Go to the AWS Free Tier page and click Create a Free Account.
Complete the sign-up process. AWS offers a free tier with limited monthly usage. Some services, including SageMaker, may incur charges beyond free-tier limits, so be mindful of usage during the workshop. If you follow along with the materials, you can expect to incur around $10 in compute fees (e.g., from training and tuning several different models with GPU enabled at times).

Once your AWS account is set up, log in to the AWS Management Console to get started with SageMaker.

3. Download the Data

For this workshop, you will need the Titanic dataset. Please download the following files by right clicking each and selecting Save as. Make sure to save them out as .csvs:

Save these files to a location where they can easily be accessed. In the first episode, you will create an S3 bucket and upload this data to use with SageMaker.

4. Get Access To Workshop Code (Fork GitHub Repo)

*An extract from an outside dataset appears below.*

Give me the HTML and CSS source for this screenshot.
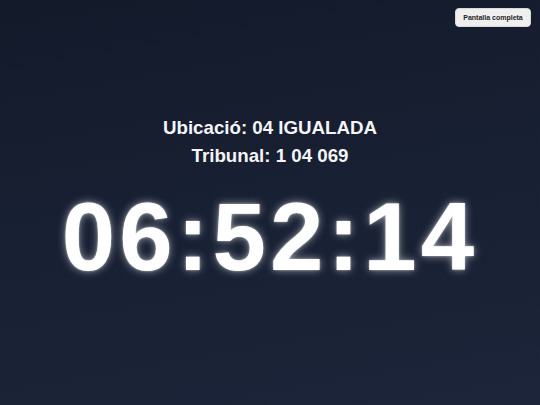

You will need a copy of our AWS_helpers repo on GitHub to explore how to manage your repo in AWS. This setup will allow you to follow along with the workshop and test out the Interacting with Repositories episode.

To do this:

Go to the AWS_helpers GitHub repository.
Click Fork (top right) to create your own copy of the repository under your GitHub account.
Once forked, you don’t need to do anything else. We’ll clone this fork once we start working in the AWS Jupyter environment using…

PYTHON

!git clone https://github.com/YOUR_GITHUB_USERNAME/AWS_helpers.git

5. Review the Workshop Glossary Page

When learning cloud tools for the first time, understanding new terminology is half the battle. We encourage learners to briefly review the Glossary page (also accessible from the top menu of each lesson page) before the workshop. You don’t need to memorize the terms—just a quick read-through will help familiarize you with key concepts. Once we start running our own AWS SageMaker experiments, these terms will start to make more sense in context. If you feel lost at any point during the workshop, please ask the instructor/helpers for assistance and/or refer back to the glossary.